What is being asked: From the material below, list every line containing "this".

Given information:
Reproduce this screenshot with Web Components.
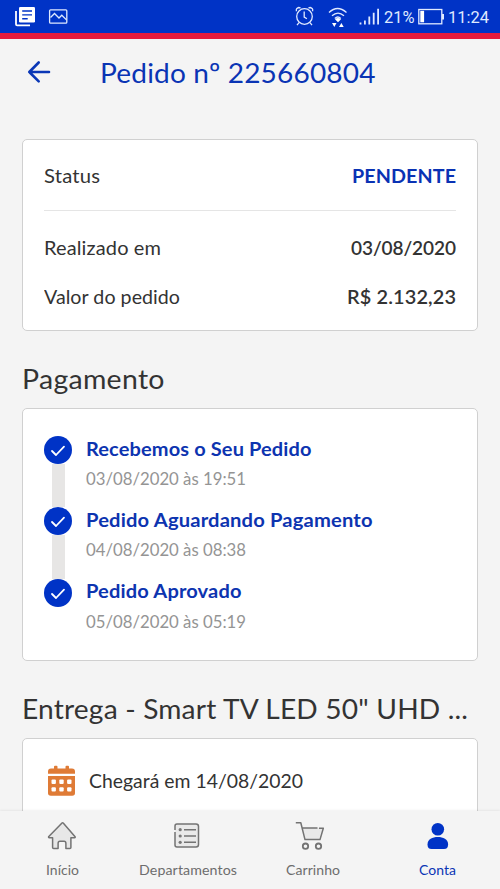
<!DOCTYPE html>
<html lang="pt-BR">
<head>
<meta charset="utf-8">
<title>Pedido</title>
<style>
html,body{margin:0;height:100%;overflow:hidden;background:#f4f4f4}
body{font-family:Lato,"Noto Sans",sans-serif;color:#333}
</style>
</head>
<body>
<order-app></order-app>
<script>
const define = (name, html, ready) => customElements.define(name, class extends HTMLElement {
  constructor() { super(); this.attachShadow({mode: 'open'}).innerHTML = html; }
  connectedCallback() { if (ready) ready(this, this.shadowRoot); }
});

/* A single line of text set to a given measure (attribute w), partly by glyph width and partly by tracking. */
define('ui-text', `<style>:host{display:inline-block;white-space:pre;flex:none}span{display:inline-block;transform-origin:0 50%}</style><span><slot></slot></span>`, (el, root) => {
  const s = root.querySelector('span'), w = parseFloat(el.getAttribute('w'));
  const n = el.textContent.length;
  const natural = s.getBoundingClientRect().width;
  const sx = 1 + (w / natural - 1) * 0.7;
  const ls = (w / sx - natural) / (n - 1);
  s.style.letterSpacing = ls.toFixed(3) + 'px';
  s.style.transform = 'scaleX(' + sx.toFixed(4) + ')';
  el.style.width = w + 'px';
});

define('status-bar', `<style>
:host{display:flex;align-items:center;background:#0033c6;border-bottom:6px solid #e61a3c;color:#dfe9ff;font:16.5px Roboto,sans-serif;box-sizing:border-box;height:39px;flex:none}
svg{display:block;width:500px;height:33px;flex:none;margin-right:-500px}
ui-text{line-height:33px;padding-top:1px}
.p{margin-left:384px}.t{margin-left:33.5px}
</style>
<svg viewBox="0 0 500 33" fill="none" stroke="#dfe9ff" stroke-width="1.3">
<path d="M16 11v13.2q0 1.1 1.1 1.1H30" stroke="#fff" stroke-width="1.8"/><rect x="19" y="7" width="16" height="15.6" rx="1.3" fill="#fff" stroke="none"/><path d="M22.2 11h9.8M22.2 14.9h9.8M22.2 18.7h5.5" stroke="#0033c6" stroke-width="1.4"/>
<rect x="49.6" y="9.8" width="17.2" height="13.4" rx="1"/><path d="M50.5 17.5l4-4 4.5 4.5 2.8-2.8 4.7 4.7"/>
<circle cx="304.5" cy="16.5" r="7.8"/><path d="M304.2 11.5v5.6l2.7 1.7M296.5 11.3q-1-3 2.3-3.8l1.8.3M312.5 11.3q1-3-2.3-3.8l-1.8.3M299 22.7l-2 2.5M310 22.7l2 2.5"/>
<path d="M329 12.5q8.500-8 17.500 0M332 15.800q6-5.400 12 0M334.800 18.400q3-2.800 6 0"/><path d="M335 19.200q3-2.200 6 0l-3 3zM332 23h4.500l-2.200 4zM339 27h4.700l-2.300-4z" fill="#fff" stroke="none"/>
<path d="M360.500 24.500v-2M364.900 24.500v-4M369.300 24.500v-8M373.700 24.500v-11.800M378.100 24.500v-15.700" stroke-width="1.800"/>
<rect x="418.800" y="9.500" width="23" height="14.300"/><path d="M443 14v5.500" stroke-width="2"/><path d="M420.300 10.800h3.800v11.500h-3.800z" fill="#fff" stroke="none"/>
</svg>
<ui-text class="p" w="30.5">21%</ui-text><ui-text class="t" w="41">11:24</ui-text>`);

define('page-header', `<style>
:host{display:flex;align-items:center;height:68px;margin-bottom:32px;padding-left:27px;color:#0a34b4;font-size:27.3px;line-height:68px;flex:none}
svg{width:24px;height:24px;margin:0 49px 2px 0;flex:none}
</style>
<svg viewBox="0 0 24 24" fill="none" stroke="#0a37b6" stroke-width="2.600" stroke-linecap="round" stroke-linejoin="round"><path d="M22 12H2.300M11.700 2.500L2.300 12l9.400 9.300"/></svg><slot></slot>`);

define('info-card', `<style>
:host{display:flex;flex-direction:column;box-sizing:border-box;margin:0 22.400px;background:#fff;border:1.400px solid #d0d0d0;border-radius:5px;padding:0 21px;flex:none}
</style><slot></slot>`);

define('info-row', `<style>
:host{display:flex;justify-content:space-between;align-items:center;height:49px;font-size:19.400px}
:host([main]){height:70px;border-bottom:1px solid #e5e5e5;margin-bottom:12px}
::slotted([slot=value]){font-weight:600}
:host([main]) ::slotted([slot=value]){color:#0a32b4;font-weight:700}
</style><slot></slot><slot name="value"></slot>`);

define('section-title', `<style>:host{display:block;height:58px;line-height:58px;padding:19px 0 0 22px;font-size:27.300px;flex:none}</style><slot></slot>`);

define('step-item', `<style>
:host{display:flex;gap:14px;height:71.400px}
:host([last]) i{display:none}
.rail{display:flex;flex-direction:column;align-items:center;width:28px}
svg{width:28px;height:28px;flex:none}
i{width:12.600px;flex:1;background:#e7e6e5}
.b{display:flex;flex-direction:column;align-items:flex-start}
.t{font-size:19.400px;line-height:24px;font-weight:700;color:#0d34b0;margin-top:.5px}
.d{font-size:16.800px;line-height:30px;color:#949494;margin-top:3.400px}
</style><div class="rail"><svg viewBox="0 0 28 28"><circle cx="14" cy="14" r="14" fill="#0033c6"/><path d="M8 15l4 4 8-8.300" fill="none" stroke="#fff" stroke-width="1.800" stroke-linecap="round" stroke-linejoin="round"/></svg><i></i></div>
<div class="b"><div class="t"><slot></slot></div><div class="d"><slot name="date"></slot></div></div>`);

define('delivery-row', `<style>:host{display:flex;align-items:center;height:82px;font-size:19.400px;padding-left:3px}
svg{width:28px;height:31px;margin:0 13px 0 .6px}</style>
<svg viewBox="0 0 28 31"><g fill="#df7b36"><path d="M0 8.800V6.500Q0 3.400 3 3.400h3V1.700Q6 .8 7 .8h1.500q1 0 1 .9v1.700h8V1.700q0-.9 1-.9H20q1 0 1 .9v1.700h3q3 0 3 3.100v2.300z"/><path d="M0 11h27v17q0 2.800-2.800 2.800H2.800Q0 30.800 0 28z"/></g><g fill="#fff"><rect x="3.500" y="14.500" width="4.400" height="4.400" rx="1"/><rect x="11.300" y="14.500" width="4.400" height="4.400" rx="1"/><rect x="19.100" y="14.500" width="4.400" height="4.400" rx="1"/><rect x="3.500" y="22.200" width="4.400" height="4.400" rx="1"/><rect x="11.300" y="22.200" width="4.400" height="4.400" rx="1"/><rect x="19.100" y="22.200" width="4.400" height="4.400" rx="1"/></g></svg><slot></slot>`);

const icons = {
  home: '<path d="M15 2L1.800 15.500q-.7 1.200.6 1.300h3.200v9.600q0 1 1 1h4.500v-4.900q0-2.200 1.800-2.200h4.200q1.800 0 1.800 2.200v4.900h4q1 0 1-1v-9.600h3.500q1.300-.1.500-1.300L16.200 2q-.6-.6-1.200 0z" fill="#e7e7e7"/>',
  list: '<path d="M3 9V5q0-2 2-2h19q2.500 0 2.500 2.500v18q0 2.500-2.500 2.500H5q-2 0-2-2V11" fill="#e9e9e9"/><path d="M12 8.700h12M12 15h12M12 21.300h12"/><g fill="#777" stroke="none"><circle cx="8.200" cy="8.700" r="1.600"/><circle cx="8.200" cy="15" r="1.600"/><circle cx="8.200" cy="21.300" r="1.600"/></g>',
  cart: '<path d="M5.500 7h20l-3.500 11.500H8.300z" fill="#e9e9e9" stroke="none"/><path d="M-1.200 1.800h5L8 18.600h15L26.300 7.200H22M5.500 7h15"/><g stroke-width="1.800"><circle cx="8.500" cy="25.200" r="2.700"/><circle cx="21.500" cy="25.200" r="2.700"/></g>',
  user: '<g fill="#0033c6" stroke="none"><circle cx="15.800" cy="8.300" r="6.300"/><path d="M5.500 23.500C5.500 18 10.500 16 15.800 16S26.100 18 26.100 23.500Q26.100 28 22 28h-12.500Q5.500 28 5.500 23.500z"/></g>'
};
define('nav-item', `<style>
:host{display:flex;flex-direction:column;align-items:center;flex:1;color:#6d6d6d;font-size:13.800px;padding-top:10.400px}
:host([active]){color:#0a34b4}
svg{width:30px;height:30px;overflow:visible;margin-right:1px}
div{line-height:20px;margin-top:9px}
</style><svg viewBox="0 0 30 30" fill="none" stroke="#737373" stroke-width="1.500" stroke-linejoin="round"></svg><div><slot></slot></div>`,
  (el, root) => { root.querySelector('svg').innerHTML = icons[el.getAttribute('icon')]; });

define('bottom-nav', `<style>:host{display:flex;height:78px;background:#f4f4f4;box-shadow:0 -1px 2px #0000000f;flex:none;position:relative}</style><slot></slot>`);

define('order-app', `<style>
:host{display:flex;flex-direction:column;width:500px;height:889px}
main{flex:1;min-height:0;overflow:hidden;display:flex;flex-direction:column}
.pay{height:253px;padding-top:27px}
.sum{height:192px}
</style>
<status-bar></status-bar>
<main>
<page-header><ui-text w="275.500">Pedido nº 225660804</ui-text></page-header>
<info-card class="sum">
<info-row main><ui-text w="56">Status</ui-text><ui-text slot="value" w="104">PENDENTE</ui-text></info-row>
<info-row><ui-text w="117">Realizado em</ui-text><ui-text slot="value" w="105">03/08/2020</ui-text></info-row>
<info-row><ui-text w="136">Valor do pedido</ui-text><ui-text slot="value" w="109">R$ 2.132,23</ui-text></info-row>
</info-card>
<section-title><ui-text w="142.500">Pagamento</ui-text></section-title>
<info-card class="pay">
<step-item><ui-text w="225.500">Recebemos o Seu Pedido</ui-text><ui-text slot="date" w="160">03/08/2020 às 19:51</ui-text></step-item>
<step-item><ui-text w="286.500">Pedido Aguardando Pagamento</ui-text><ui-text slot="date" w="160">04/08/2020 às 08:38</ui-text></step-item>
<step-item last><ui-text w="155.500">Pedido Aprovado</ui-text><ui-text slot="date" w="160">05/08/2020 às 05:19</ui-text></step-item>
</info-card>
<section-title><ui-text w="446">Entrega - Smart TV LED 50" UHD ...</ui-text></section-title>
<info-card><delivery-row><ui-text w="214">Chegará em 14/08/2020</ui-text></delivery-row></info-card>
</main>
<bottom-nav>
<nav-item icon="home"><ui-text w="33">Início</ui-text></nav-item>
<nav-item icon="list"><ui-text w="98">Departamentos</ui-text></nav-item>
<nav-item icon="cart"><ui-text w="54">Carrinho</ui-text></nav-item>
<nav-item icon="user" active><ui-text w="37">Conta</ui-text></nav-item>
</bottom-nav>`);
</script>
</body>
</html>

Response to the exercise:
Reproduce this screenshot with Web Components.
  constructor() { super(); this.attachShadow({mode: 'open'}).innerHTML = html; }
  connectedCallback() { if (ready) ready(this, this.shadowRoot); }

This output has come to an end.